Forrestal's deputy leaned to whisper in Crocker's ear, but Crocker ignored him.
"Well, I have a question," the gruff, portly Macauley said. From his chair in the second row he pointed with a dead cigar at the easel. "I see it on the chart there, and I heard you say it. But I guess I still don't get it."
"Sir?"
"I would have this OSS operation—"
"OSI, General, not OSS." Dillon smiled self-deprecatingly. "Most definitely not OSS."
The bomber general waved his cigar impatiently. "OSI then. I would have it in my command, but the damn thing wouldn't report to me?"
" 'Report' to you, sir?" Throughout his presentation Dillon's palms had remained dry. Now he calmly picked up the long, rubber-tipped wooden pointer and aimed it at the organizational chart. "I would assume 'reporting,' sir."
"I mean reporting in a military sense. The chain of command. This operation, the way you outline it, would be outside the chain of command."
"No, sir. Simply that the chain of command would run more directly to the chief of staff." Dillon tapped the chart at three points. "Regional OSI commanders would, as you say, 'report' to the OSI director, who would report in turn to the chief of staff."
"Why not through the IG?" another asked. Then Dillon saw that the voice belonged, in fact, to the inspector general. If they had had a common strategy of responding to Dillon with a monolithic silence, it
was broken. As usual with these bastards, self-interest had prevailed. One at a time, Dillon felt, he could handle them.
"As I said, sir, there are two reasons for reserving an independent OSI from the regular command structure. First, the difficulty inherent in an investigative agency whose mission may on occasion involve investigation of persons senior in the chain of command—"
"That's ridiculous," the bomber general barked. "You're saying they might investigate me?"
Dillon eyed General Macauley carefully. "You are familiar, perhaps, General, with the case of General Hill?"
"I know all about Charlie Hill."
"Then you know that while serving as director of the Air Technical Service Command, responsible for the purchase of all army air force's equipment during the war, General Hill used his influence over the assignment of contracts for personal gain."
"I know Charlie was accused of—"
"General, if I may, please." Dillon's voice rose sharply. He was ten, even twenty years younger than these men. They were not accustomed, to say the least, to juniors compelling their attention. Blood burned in Macauley's face. To avoid even the appearance of deference, he began noisily to unwrap the cellophane from a new Garcia y Vega. He exchanged an exasperated glance with the inspector general, then concentrated on managing his cigar.

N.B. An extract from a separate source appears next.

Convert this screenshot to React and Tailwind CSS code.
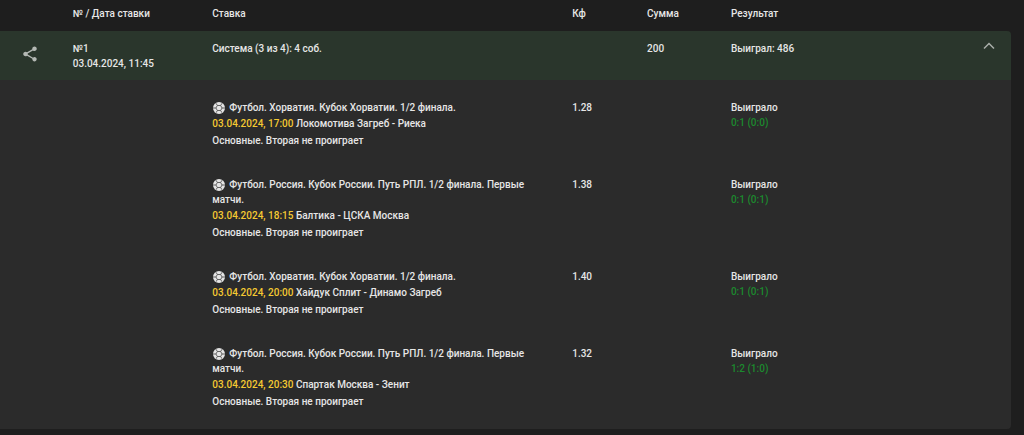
import { useState } from "react";
import { MdShare } from "react-icons/md";

const bet = {
    id: "№1",
    date: "03.04.2024, 11:45",
    title: "Система (3 из 4): 4 соб.",
    amount: "200",
    result: "Выиграл: 486",
};

const events = [
    {
        league: "Футбол. Хорватия. Кубок Хорватии. 1/2 финала.",
        date: "03.04.2024, 17:00",
        teams: "Локомотива Загреб - Риека",
        market: "Основные. Вторая не проиграет",
        odds: "1.28",
        status: "Выиграло",
        score: "0:1 (0:0)",
    },
    {
        league: "Футбол. Россия. Кубок России. Путь РПЛ. 1/2 финала. Первые матчи.",
        date: "03.04.2024, 18:15",
        teams: "Балтика - ЦСКА Москва",
        market: "Основные. Вторая не проиграет",
        odds: "1.38",
        status: "Выиграло",
        score: "0:1 (0:1)",
    },
    {
        league: "Футбол. Хорватия. Кубок Хорватии. 1/2 финала.",
        date: "03.04.2024, 20:00",
        teams: "Хайдук Сплит - Динамо Загреб",
        market: "Основные. Вторая не проиграет",
        odds: "1.40",
        status: "Выиграло",
        score: "0:1 (0:1)",
    },
    {
        league: "Футбол. Россия. Кубок России. Путь РПЛ. 1/2 финала. Первые матчи.",
        date: "03.04.2024, 20:30",
        teams: "Спартак Москва - Зенит",
        market: "Основные. Вторая не проиграет",
        odds: "1.32",
        status: "Выиграло",
        score: "1:2 (1:0)",
    },
];

function BallIcon() {
    return (
        <svg viewBox="0 0 24 24" className="inline-block size-3 ml-px mr-1 align-[-3px]" aria-hidden="true">
            <circle cx="12" cy="12" r="12" fill="#e4e4e4" />
            <g fill="none" stroke="#4a4a4a" strokeWidth="1.7">
                <path d="M8.8 7h6.4l3 5-3 5H8.8l-3-5z" />
                <path d="M8.8 7 6 2.5M15.2 7 18 2.5M18.2 12H24M15.2 17l2.8 4.5M8.8 17 6 21.5M5.8 12H0" />
            </g>
        </svg>
    );
}

function EventRow({ event, last }) {
    return (
        <tr className="bg-[#2b2b2b] align-top">
            <td colSpan={2}></td>
            <td className={`pt-5 pr-8 ${last ? "pb-[19px]" : "pb-2"}`}>
                <p>
                    <BallIcon />
                    {event.league}
                </p>
                <p className="leading-[17px]">
                    <span className="text-[#f5c932]">{event.date}</span> {event.teams}
                </p>
                <p className="leading-[17px]">{event.market}</p>
            </td>
            <td className="pt-5">{event.odds}</td>
            <td></td>
            <td className="pt-5">
                {event.status}
                <p className="text-[#1c8a2e]">{event.score}</p>
            </td>
            <td className={last ? "rounded-br" : ""}></td>
        </tr>
    );
}

export default function App() {
    const [open, setOpen] = useState(true);

    return (
        <div className="min-h-screen bg-[#1e1e1e] pr-[13px] font-['Roboto','Noto_Sans',sans-serif] text-[10px] leading-[15px] font-medium text-[#e6e6e6]">
            <table className="w-full table-fixed border-separate border-spacing-0 text-left">
                <colgroup>
                    <col className="w-[7.2%]" />
                    <col className="w-[13.8%]" />
                    <col className="w-[35.6%]" />
                    <col className="w-[7.4%]" />
                    <col className="w-[8.3%]" />
                    <col className="w-[24%]" />
                    <col />
                </colgroup>
                <thead>
                    <tr className="[&>th]:pt-[6px] [&>th]:pb-[10px] [&>th]:font-medium">
                        <td></td>
                        <th scope="col">№ / Дата ставки</th>
                        <th scope="col">Ставка</th>
                        <th scope="col">Кф</th>
                        <th scope="col">Сумма</th>
                        <th scope="col">Результат</th>
                        <td></td>
                    </tr>
                </thead>
                <tbody>
                    <tr className="bg-[#2a362c] align-top [&>td+td]:pt-[10px] [&>td+td]:pb-[9px]">
                        <td className="pb-1 pl-[21px] align-middle">
                            <button type="button" aria-label="Поделиться" className="block cursor-pointer text-[#b4b8b4]">
                                <MdShare className="size-[18px]" />
                            </button>
                        </td>
                        <td>
                            {bet.id}
                            <br />
                            {bet.date}
                        </td>
                        <td>{bet.title}</td>
                        <td></td>
                        <td>{bet.amount}</td>
                        <td>{bet.result}</td>
                        <td className="rounded-tr pr-4">
                            <button
                                type="button"
                                aria-label="Показать события"
                                aria-expanded={open}
                                onClick={() => setOpen(!open)}
                                className="ml-auto block cursor-pointer text-[#a9aea9]"
                            >
                                <svg viewBox="0 0 12 12" className={`size-3 ${open ? "" : "rotate-180"}`} fill="none" stroke="currentColor" strokeWidth="1.5">
                                    <path d="M1 7.5 6 2.5l5 5" />
                                </svg>
                            </button>
                        </td>
                    </tr>
                    {open && events.map((event, i) => (
                        <EventRow key={event.date} event={event} last={i === events.length - 1} />
                    ))}
                </tbody>
            </table>
        </div>
    );
}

Dillon nevertheless continued to address him. "The investigation into allegations against General Hill was severely hindered by the inability of the relatively junior investigative officers to obtain cooperation from their seniors. As you no doubt heard, General Hill at one point issued orders forbidding the release of his own records, and the provost marshal backed him up." Dillon faced the air inspector. "And the inspector general at the time tried to overrule General Hill, but lacked the authority to do so. Hill's records were not made available until General Marshall himself intervened, and by then the records were incomplete."